Every time you look at the Google SERPS, something has changed. Update after update has moved us further away from what we all fell in love with in the first place; Google’s simplicity. Anyone that works in SEO will have had those typical conversations.
“We can’t find the login details for the Google local account, or was that a Google business listing account, no, wasn’t it a Google+ page we set up for that client? No, it was a Google products account, but which Gmail address is that linked with? – let’s just set up a new account and start again!”
Admittedly, Google have come a long way and it’s not all been bad. Spammers now have to work harder for their bread and I’d like to think that Google has made massive contributions to the online universe. But have they really done it all for free? All of a sudden, the first page of Google is a window display for all the different Google services. You can get your name and face next to your work, as long as you attach it to your Google+ profile using rel=”author”, you can get beautiful images of your products shown in the SERPS, as long as you use Google products, and of course, you can buy your way to the top with quality Google PPC campaigns.
But it’s OK, their tools have always been superior and at zero cost, so we’ve all been happy to remain loyal. Yesterday, however, I logged into Google Analytics, which I’ve always loved because it offers comprehensive data for free. I was astonished to see Google pushing their premium Google analytics package. Hmmmm, interesting. What Digital Marketer wouldn’t want premium analytics and the chance to get one up on the competition?
A Glimpse of Google’s Future
I think what I found could be a glimpse of Google’s future. Premium Google Analytics comes with a premium price tag! This is exceptionally un-characteristic of Google, especially when you realise that most of the information offered in the premium package used to be offered for free.
Was this Google’s master plan? Are they simply giant “drug dealers”, giving us the “good stuff” for free, then when we are well and truly “hooked”, SLAM “show me the money”.
That’s what it looks like with the “Premium” Analytics package. It’s as if they thought of every little detail in advance. Maybe the privacy settings weren’t initiated to “protect” users privacy after all? Just saying. What do you say? Surely “hiding” all the search terms done when logged in to a Google Account couldn’t have been beneficial for Google could it? Also by “hiding” these search terms behind https doesn’t that mean NO OTHER analytics package can access this data either, oh wait, except from Google Premium Analytics. Weird that.
Privacy Laws and Monopolies
The truth is, Google’s dominance, or monopoly depending on your stand point, hasn’t gone un-noticed. The Financial Times covered the formal US Government investigation after complaints were made that Google were putting its own services ahead of other companies, “robbing rivals of internet traffic”. Google responded with confidence quoting that;
“It’s still unclear exactly what the FTC’s concerns are, but we’re clear about where we stand. Since the beginning, we have been guided by the idea that if we focus on the user, all else will follow.”
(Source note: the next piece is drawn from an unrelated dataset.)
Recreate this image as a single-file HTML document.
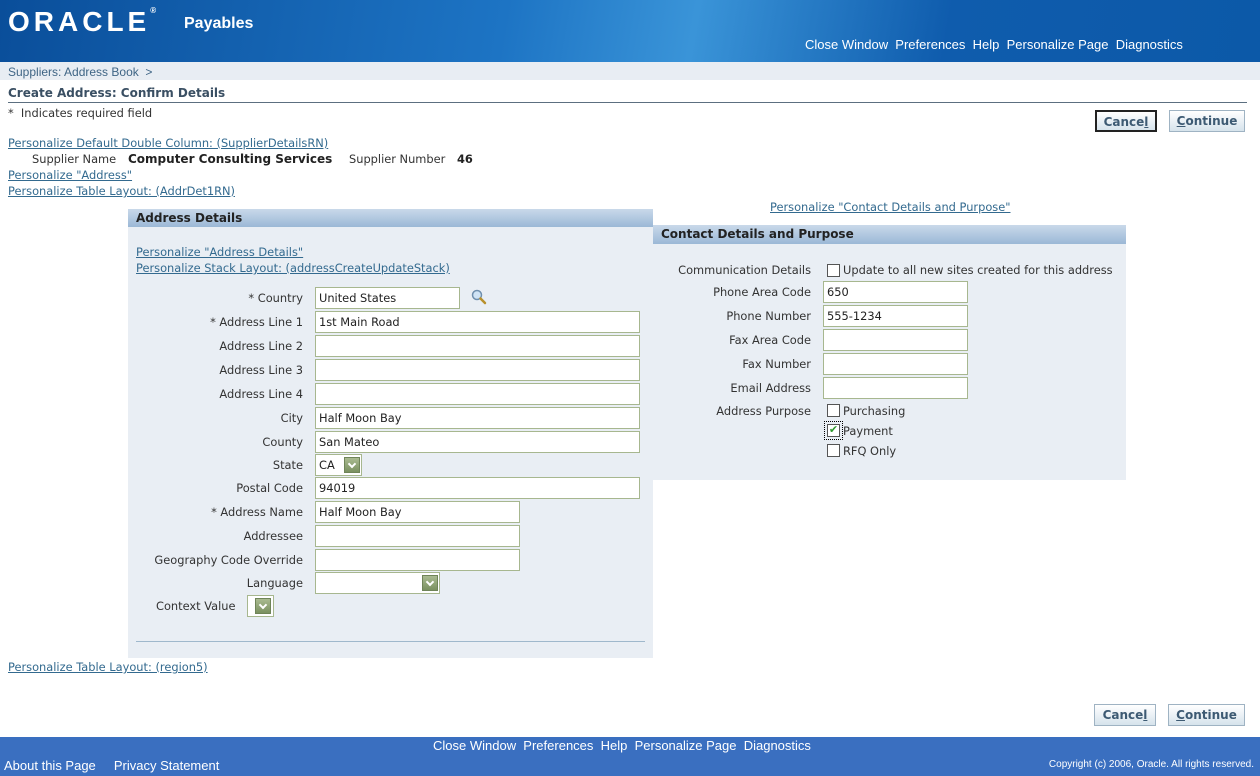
<!DOCTYPE html>
<html><head><meta charset="utf-8"><style>
*{margin:0;padding:0;box-sizing:border-box}
body{width:1260px;height:776px;position:relative;overflow:hidden;background:#fff;font-family:"DejaVu Sans","Liberation Sans",sans-serif;font-size:11.4px;color:#333}
.a{position:absolute;white-space:nowrap}
.lk{color:#336a8f;text-decoration:underline}
.lbl{position:absolute;text-align:right;white-space:nowrap;color:#333}
.in{position:absolute;height:22px;border:1px solid #a7b78f;background:#fff;padding:3px 0 0 3px;color:#222}
.sel{position:absolute;width:16px;height:16px;background:linear-gradient(#a9ba90,#7a9060);border:1px solid #6f8458}
.sel:after{content:"";position:absolute;left:4px;top:3px;width:4px;height:4px;border-right:2px solid #fff;border-bottom:2px solid #fff;transform:rotate(45deg)}
.cb{position:absolute;width:13px;height:13px;border:1px solid #555;background:#fff}
.btn{position:absolute;height:22px;border:1px solid #9fb3c3;background:linear-gradient(#fff,#d6e3ec);color:#3d5a73;font-weight:bold;font-size:12px;text-align:center;line-height:20px}
.hdr{position:absolute;background:linear-gradient(#c9d9ea,#9bb8d6);font-weight:bold;color:#222;font-size:12px;padding:2px 0 0 8px}
</style></head><body>
<div class="a" style="left:0;top:0;width:1260px;height:62px;background:linear-gradient(100deg,#0a4e9a 0%,#1d74c4 40%,#3a94d8 55%,#0f5cad 75%,#0c59a8 100%)"></div>
<div class="a" style="left:8px;top:6px;font-family:'Liberation Sans',sans-serif;font-size:28px;font-weight:bold;color:#fff;letter-spacing:4px">ORACLE<span style="font-size:8px;vertical-align:top;letter-spacing:0">®</span></div>
<div class="a" style="left:184px;top:15px;font-family:'Liberation Sans',sans-serif;font-size:16px;font-weight:bold;color:#fff">Payables</div>
<div class="a" style="left:805px;top:37px;font-family:'Liberation Sans',sans-serif;font-size:13px;color:#fff">Close Window&nbsp; Preferences&nbsp; Help&nbsp; Personalize Page&nbsp; Diagnostics</div>
<div class="a" style="left:0;top:62px;width:1260px;height:18px;background:#e8edf3"></div>
<div class="a" style="left:8px;top:65px;font-size:12px;color:#3f6585;font-family:'Liberation Sans',sans-serif">Suppliers: Address Book &nbsp;&gt;</div>
<div class="a" style="left:8px;top:86px;font-size:12px;font-weight:bold;color:#3a4f63">Create Address: Confirm Details</div>
<div class="a" style="left:8px;top:102px;width:1239px;height:1px;background:#5c6f80"></div>
<div class="a" style="left:8px;top:106px">* &nbsp;Indicates required field</div>
<div class="btn" style="left:1095px;top:110px;width:62px;border:2px solid #222">Cance<u>l</u></div>
<div class="btn" style="left:1169px;top:110px;width:76px"><u>C</u>ontinue</div>
<div class="a lk" style="left:8px;top:136px">Personalize Default Double Column: (SupplierDetailsRN)</div>
<div class="a" style="left:32px;top:152px">Supplier Name</div>
<div class="a" style="left:128px;top:152px;font-weight:bold;font-size:12px;color:#222">Computer Consulting Services</div>
<div class="a" style="left:349px;top:152px">Supplier Number</div>
<div class="a" style="left:457px;top:152px;font-weight:bold;color:#222">46</div>
<div class="a lk" style="left:8px;top:168px">Personalize "Address"</div>
<div class="a lk" style="left:8px;top:184px">Personalize Table Layout: (AddrDet1RN)</div>

<div class="a" style="left:128px;top:209px;width:525px;height:449px;background:#e9eef4"></div>
<div class="hdr" style="left:128px;top:209px;width:525px;height:18px">Address Details</div>
<div class="a lk" style="left:136px;top:245px">Personalize "Address Details"</div>
<div class="a lk" style="left:136px;top:261px">Personalize Stack Layout: (addressCreateUpdateStack)</div>

<div class="lbl" style="right:957px;top:291px">* Country</div><div class="in" style="left:315px;top:287px;width:145px">United States</div>
<svg class="a" style="left:471px;top:289px" width="16" height="16" viewBox="0 0 16 16"><circle cx="6" cy="6" r="4.5" fill="#cfe3f5" stroke="#6f8fae" stroke-width="1.5"/><path d="M9.5 9.5L14 14" stroke="#b8902c" stroke-width="2.5" stroke-linecap="round"/></svg>
<div class="lbl" style="right:957px;top:315px">* Address Line 1</div><div class="in" style="left:315px;top:311px;width:325px">1st Main Road</div>
<div class="lbl" style="right:957px;top:339px">Address Line 2</div><div class="in" style="left:315px;top:335px;width:325px"></div>
<div class="lbl" style="right:957px;top:363px">Address Line 3</div><div class="in" style="left:315px;top:359px;width:325px"></div>
<div class="lbl" style="right:957px;top:387px">Address Line 4</div><div class="in" style="left:315px;top:383px;width:325px"></div>
<div class="lbl" style="right:957px;top:411px">City</div><div class="in" style="left:315px;top:407px;width:325px">Half Moon Bay</div>
<div class="lbl" style="right:957px;top:435px">County</div><div class="in" style="left:315px;top:431px;width:325px">San Mateo</div>
<div class="lbl" style="right:957px;top:458px">State</div><div class="in" style="left:315px;top:454px;width:47px">CA</div><div class="sel" style="left:344px;top:457px"></div>
<div class="lbl" style="right:957px;top:481px">Postal Code</div><div class="in" style="left:315px;top:477px;width:325px">94019</div>
<div class="lbl" style="right:957px;top:505px">* Address Name</div><div class="in" style="left:315px;top:501px;width:205px">Half Moon Bay</div>
<div class="lbl" style="right:957px;top:529px">Addressee</div><div class="in" style="left:315px;top:525px;width:205px"></div>
<div class="lbl" style="right:957px;top:553px">Geography Code Override</div><div class="in" style="left:315px;top:549px;width:205px"></div>
<div class="lbl" style="right:957px;top:576px">Language</div><div class="in" style="left:315px;top:572px;width:125px"></div><div class="sel" style="left:422px;top:575px"></div>
<div class="a" style="left:156px;top:599px">Context Value</div><div class="in" style="left:247px;top:595px;width:27px"></div><div class="sel" style="left:255px;top:598px"></div>
<div class="a" style="left:136px;top:641px;width:509px;height:1px;background:#9fb8cc"></div>

<div class="a lk" style="left:770px;top:200px">Personalize "Contact Details and Purpose"</div>
<div class="a" style="left:653px;top:225px;width:473px;height:255px;background:#e9eef4"></div>
<div class="hdr" style="left:653px;top:225px;width:473px;height:19px">Contact Details and Purpose</div>
<div class="lbl" style="right:449px;top:263px">Communication Details</div>
<div class="cb" style="left:827px;top:264px"></div><div class="a" style="left:843px;top:263px">Update to all new sites created for this address</div>
<div class="lbl" style="right:449px;top:285px">Phone Area Code</div><div class="in" style="left:823px;top:281px;width:145px">650</div>
<div class="lbl" style="right:449px;top:309px">Phone Number</div><div class="in" style="left:823px;top:305px;width:145px">555-1234</div>
<div class="lbl" style="right:449px;top:333px">Fax Area Code</div><div class="in" style="left:823px;top:329px;width:145px"></div>
<div class="lbl" style="right:449px;top:357px">Fax Number</div><div class="in" style="left:823px;top:353px;width:145px"></div>
<div class="lbl" style="right:449px;top:381px">Email Address</div><div class="in" style="left:823px;top:377px;width:145px"></div>
<div class="lbl" style="right:449px;top:404px">Address Purpose</div>
<div class="cb" style="left:827px;top:404px"></div><div class="a" style="left:843px;top:404px">Purchasing</div>
<div class="a" style="left:824px;top:421px;width:19px;height:19px;border:1px dotted #000"></div>
<div class="cb" style="left:827px;top:424px;color:#2f9a2f;font-size:11px;line-height:10px;text-align:center">✔</div><div class="a" style="left:843px;top:424px">Payment</div>
<div class="cb" style="left:827px;top:444px"></div><div class="a" style="left:843px;top:444px">RFQ Only</div>

<div class="a lk" style="left:8px;top:660px">Personalize Table Layout: (region5)</div>
<div class="btn" style="left:1094px;top:704px;width:62px">Cance<u>l</u></div>
<div class="btn" style="left:1168px;top:704px;width:77px"><u>C</u>ontinue</div>

<div class="a" style="left:0;top:737px;width:1260px;height:39px;background:#3a6fc0"></div>
<div class="a" style="left:433px;top:738px;font-family:'Liberation Sans',sans-serif;font-size:13px;color:#fff">Close Window&nbsp; Preferences&nbsp; Help&nbsp; Personalize Page&nbsp; Diagnostics</div>
<div class="a" style="left:4px;top:758px;font-family:'Liberation Sans',sans-serif;font-size:13px;color:#fff">About this Page &nbsp;&nbsp;&nbsp; Privacy Statement</div>
<div class="a" style="right:6px;top:759px;font-family:'Liberation Sans',sans-serif;font-size:10px;color:#fff">Copyright (c) 2006, Oracle. All rights reserved.</div>
</body></html>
I think the question that seems most obvious is; which user? Google seem to be confused about the differences between Internet users and Google users. Surely, they shouldn’t be viewed as one and the same.
The Best Time to Compete?
Maybe this is the time for the likes of Yahoo and Bing to fill the original role of Google, being a search engine not a self-engine!
People, especially in Britain, don’t like to feel that they are being controlled, or watched and the way Google are going, people are going to be looking for a simple service that they can trust and feel comfortable using. Have we trusted Google too much?
Whatever we think or say about Google and the Digital world, one thing we cannot ignore is that times are changing – for better or worse is debateable, and debate, I’m certain we will continue to do.
“Google should be like a Swiss Army knife: clean, simple, the tool you want to take everywhere.”
“Google’s mission is to organize the world‘s information and make it universally accessible and useful.”